We often pass by ESP32 builds on this site in favor of Raspberry Pi or RP2040-based slices of genius, but we couldn’t let this one go. The brainchild of Jeroen Domburg of spritesmods.com and brought to our attention by Hackaday, the tiny microcontroller inside this 3D-printed pinball machine turns out to be capable of more than just flinging a few metal balls.
That’s because it’s running an X86 emulator powerful enough to set Digital Illusions’ 1992 DOS classic Pinball Fantasies in motion. The programming part of the build sounds pretty tricky, as Domburg was faced with code that contained comments in three languages, some in-jokes, and some gaps.
“Pinball Fantasies was entirely written in hand-coded x86 assembly,” Domburg writes in his exceptionally detailed write-up of the project. “As I intended [to] use an ESP32S3 as the mind of the tiny pinball table, I couldn't use that directly; the Xtensa core in that chip doesn't know what to make of x86 instructions. So my initial idea was to slowly convert the code to C: assemble the x86 assembly files, link them to a framework of C files, then slowly convert routines from assembly to C until the entire thing was converted and all I had left was clean C code.”

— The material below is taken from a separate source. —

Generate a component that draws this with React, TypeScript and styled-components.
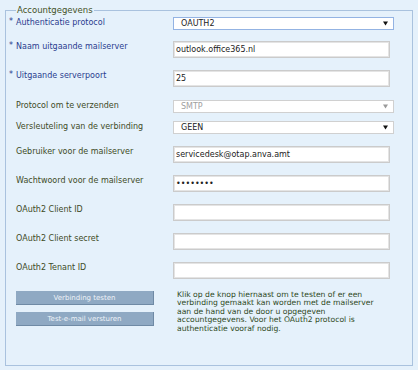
import styled, { createGlobalStyle } from 'styled-components';

const GlobalStyle = createGlobalStyle`
  html, body {
    margin: 0;
    padding: 0;
    background: #e5f1fb;
  }
  body {
    font-family: "DejaVu Sans", Verdana, sans-serif;
    font-size: 8px;
  }
`;

const Fieldset = styled.fieldset`
  margin: 5px 5px 0 5px;
  padding: 0 10px 0 10px;
  height: 361px;
  box-sizing: border-box;
  border: 1px solid #a9c2de;
  background: #e5f1fb;
`;

const Legend = styled.legend`
  color: #44521f;
  font-size: 8.5px;
  padding: 0 1px;
  margin-left: 0;
`;

const Rows = styled.div`
  display: flex;
  flex-direction: column;
  padding-top: 2px;
`;

const Row = styled.div<{ h: number }>`
  display: grid;
  grid-template-columns: 157px 1fr;
  align-items: start;
  height: ${p => p.h}px;
`;

const Label = styled.div<{ required?: boolean }>`
  line-height: 12px;
  color: ${p => (p.required ? '#2b3d8f' : '#3e4b26')};
  white-space: nowrap;
  position: relative;
`;

const Star = styled.span`
  position: absolute;
  left: -7px;
  top: -1px;
`;

const Select = styled.div<{ focused?: boolean; disabled?: boolean }>`
  width: 221px;
  height: 13px;
  box-sizing: border-box;
  background: #fff;
  border: 1px solid ${p => (p.focused ? '#93b3e3' : '#d0d0d0')};
  display: flex;
  align-items: center;
  justify-content: space-between;
  padding: 0 5px 0 7px;
  color: ${p => (p.disabled ? '#a0a0a0' : '#222')};
  font-size: 8px;
`;

const Arrow = styled.svg<{ disabled?: boolean }>`
  width: 5px;
  height: 5px;
  fill: ${p => (p.disabled ? '#9a9a9a' : '#111')};
`;

const Input = styled.input`
  width: 217px;
  height: 17px;
  box-sizing: border-box;
  margin: 0;
  background: #fff;
  border: 1px solid #cbcbcb;
  box-shadow: inset 0 0 0 1px #e4e4e4;
  padding: 0 2px;
  font-family: "DejaVu Sans", Verdana, sans-serif;
  font-size: 8px;
  color: #222;
  outline: none;
`;

const Bottom = styled.div`
  display: grid;
  grid-template-columns: 138px 1fr;
  column-gap: 23px;
  margin-top: 0;
`;

const Buttons = styled.div`
  display: flex;
  flex-direction: column;
  gap: 7px;
`;

const Button = styled.button`
  height: 14px;
  margin: 0;
  padding: 0;
  background: #8fa9c3;
  border: none;
  border-right: 1px solid #6f8aa5;
  border-bottom: 1px solid #6f8aa5;
  color: #eef3f8;
  font-family: "DejaVu Sans", Verdana, sans-serif;
  font-size: 7px;
`;

const Help = styled.p`
  margin: 0;
  color: #2f4a1d;
  font-size: 7.65px;
  line-height: 8.4px;
  width: 208px;
`;

const Caret = ({ disabled }: { disabled?: boolean }) => (
  <Arrow viewBox="0 0 6 5" disabled={disabled}>
    <polygon points="0,0 6,0 3,5" />
  </Arrow>
);

type Field =
  | { kind: 'select'; label: string; value: string; required?: boolean; focused?: boolean; disabled?: boolean; h: number }
  | { kind: 'input'; label: string; value: string; required?: boolean; type?: string; h: number };

const fields: Field[] = [
  { kind: 'select', label: 'Authenticatie protocol', value: 'OAUTH2', required: true, focused: true, h: 24 },
  { kind: 'input', label: 'Naam uitgaande mailserver', value: 'outlook.office365.nl', required: true, h: 29 },
  { kind: 'input', label: 'Uitgaande serverpoort', value: '25', required: true, h: 30 },
  { kind: 'select', label: 'Protocol om te verzenden', value: 'SMTP', disabled: true, h: 21 },
  { kind: 'select', label: 'Versleuteling van de verbinding', value: 'GEEN', h: 25 },
  { kind: 'input', label: 'Gebruiker voor de mailserver', value: 'servicedesk@otap.anva.amt', h: 29 },
  { kind: 'input', label: 'Wachtwoord voor de mailserver', value: 'geheim12', type: 'password', h: 29 },
  { kind: 'input', label: 'OAuth2 Client ID', value: '', h: 29 },
  { kind: 'input', label: 'OAuth2 Client secret', value: '', h: 29 },
  { kind: 'input', label: 'OAuth2 Tenant ID', value: '', h: 29 },
];

export default function App() {
  return (
    <>
      <GlobalStyle />
      <Fieldset>
        <Legend>Accountgegevens</Legend>
        <Rows>
          {fields.map(f => (
            <Row key={f.label} h={f.h}>
              <Label required={f.required}>
                {f.required && <Star>*</Star>}
                {f.label}
              </Label>
              {f.kind === 'select' ? (
                <Select focused={f.focused} disabled={f.disabled}>
                  <span>{f.value}</span>
                  <Caret disabled={f.disabled} />
                </Select>
              ) : (
                <Input type={f.type || 'text'} value={f.value} readOnly />
              )}
            </Row>
          ))}
        </Rows>
        <Bottom>
          <Buttons>
            <Button>Verbinding testen</Button>
            <Button>Test-e-mail versturen</Button>
          </Buttons>
          <Help>
            Klik op de knop hiernaast om te testen of er een verbinding gemaakt kan worden met de mailserver
            aan de hand van de door u opgegeven accountgegevens. Voor het OAuth2 protocol is authenticatie
            vooraf nodig.
          </Help>
        </Bottom>
      </Fieldset>
    </>
  );
}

Of course, that didn’t work out, so Domburg changed tack, interpreting the code as if it were written for a particular VM, then emulating that machine. Using an 8086 emulator written in C, he added the graphics, IO and DOS calls the game uses and no more. Domburg discovered along the way that while it only displays a slice of the table where the ball is, the entire pinball deck is kept in memory, meaning it can be tweaked to display the whole table if you want.
The hardware included an ESP32-S3, which sports a dual-core 240MHz Xtensa LX7 processor, half a meg of RAM, and comes with a useful integrated parallel LCD interface. That display is a 320x640 LCD, plus a little amp and speaker for audio and some buttons to provide input. Optional extras include a second LCD and a plunger to give the authentic pinball startup motion. The case is 3D printed, and if you want to have a go at building one, you’ll find even more information on Domburg’s Github.